Only Heather (the homeowner) and one other INSIGHT member heard the fourth tap and it wasn’t picked up on any recording devices. The taps might simply have been the sound of the plastic shell of a TV shifting, but regardless, whatever happened seemed highly coincidental and more than a little bit freaky.

There appears to be a link between TV shows about the paranormal and the urge to investigate. Like most of the other INSIGHT team, Harz grew up intrigued by the paranormal, watching TV shows like In Search Of. And with advent of recent reality TV shows tracking paranormal investigators, “it just basically clicked into place,” he says.

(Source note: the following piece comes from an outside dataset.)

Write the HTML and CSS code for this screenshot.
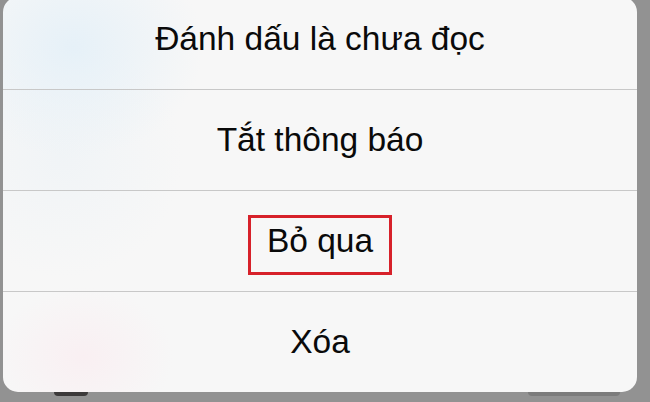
FILE: index.html
```html
<!DOCTYPE html>
<html lang="vi">
<head>
<meta charset="utf-8">
<title>Action sheet</title>
<link rel="stylesheet" href="styles.css">
</head>
<body>
<div class="screen">
  <div class="sheet">
    <div class="row row-first">Đánh dấu là chưa đọc</div>
    <div class="row">Tắt thông báo</div>
    <div class="row"><span class="highlight">Bỏ qua</span></div>
    <div class="row">Xóa</div>
  </div>
  <div class="under">
    <span class="blob blob-left"></span>
    <span class="blob blob-right"></span>
  </div>
</div>
</body>
</html>
```

FILE: styles.css
```css
html, body {
  margin: 0;
  padding: 0;
  background: #929292;
}

.screen {
  width: 650px;
  height: 402px;
  overflow: hidden;
  background: #929292;
}

.sheet {
  margin: -3px 0 0 3px;
  width: 634px;
  height: 395px;
  border-radius: 15px;
  overflow: hidden;
  display: flex;
  flex-direction: column;
  background:
    radial-gradient(ellipse 90px 70px at 80px 360px, rgba(250,236,240,0.7), rgba(250,236,240,0)),
    radial-gradient(ellipse 130px 110px at 70px 50px, rgba(228,240,248,0.9), rgba(228,240,248,0)),
    radial-gradient(ellipse 120px 120px at 60px 160px, rgba(236,242,246,0.6), rgba(236,242,246,0)),
    #f7f7f7;
  font-family: "Liberation Sans", Arial, sans-serif;
  font-size: 33.5px;
  color: #0a0a0a;
}

.row {
  flex: 0 0 100px;
  height: 100px;
  display: flex;
  align-items: center;
  justify-content: center;
  border-top: 1px solid #c8c8c8;
  line-height: 1;
}

.row-first {
  flex-basis: 83px;
  height: 83px;
  padding-bottom: 9px;
  border-top: none;
}

.highlight {
  display: inline-block;
  border: 3px solid #d7212a;
  padding: 0 16px 8px 16px;
  line-height: 46px;
  margin-top: 8px;
}

.under {
  height: 10px;
  display: flex;
  align-items: flex-start;
}

.blob {
  display: block;
  height: 4px;
}

.blob-left {
  margin-left: 54px;
  width: 34px;
  background: #3c3a3a;
  border-radius: 0 0 17px 17px;
}

.blob-right {
  margin-left: 440px;
  width: 92px;
  background: #7c7c7c;
  border-radius: 0 0 10px 10px;
}
```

Likewise, Mucklow sought out a paranormal investigation group after watching ghost hunting reality shows because they made her realize that paranormal investigating was something that she could do.

“Ghost groups are a fairly recent phenomenon,” says Michael Breckenridge, a member of the recently dissolved Spokane Paranormal Society and founder of a new group, Flickering Torches. “It’s always been individual people involved with ghost research. A lot people seek out a group after seeing a show. It allows for camaraderie and delegation.”

Harz points out that groups come and go. “People watch the TV shows, they get very excited, and then they get out into the field and it’s not exciting. It isn’t. For every four hours of mind-blowing boredom, maybe you’ll get a little excitement.”

Still, each state has a least one paranormal society, mostly concentrated in more populated areas. “But you do get organizations in smaller areas, like the Corporation in Walla Walla,” says Breckenridge.

Whether they agree with the tactics used on ghost-hunting reality shows, TV has brought believers like Breckenridge and Toni and skeptics like Harz out of the woodwork and into a growing subculture.

Even the skeptics have a little believer in them, though. Harz, who still doesn’t believe in ghosts, had a strange encounter last year at the Bing in Spokane.

“I had the mental impression of someone screaming right in my face. Just getting right in my face and going ‘Raaaaawwwwww!’,” he pauses, shrugs. “But that’s all it was. It was all mental, but it was enough to make me step back.”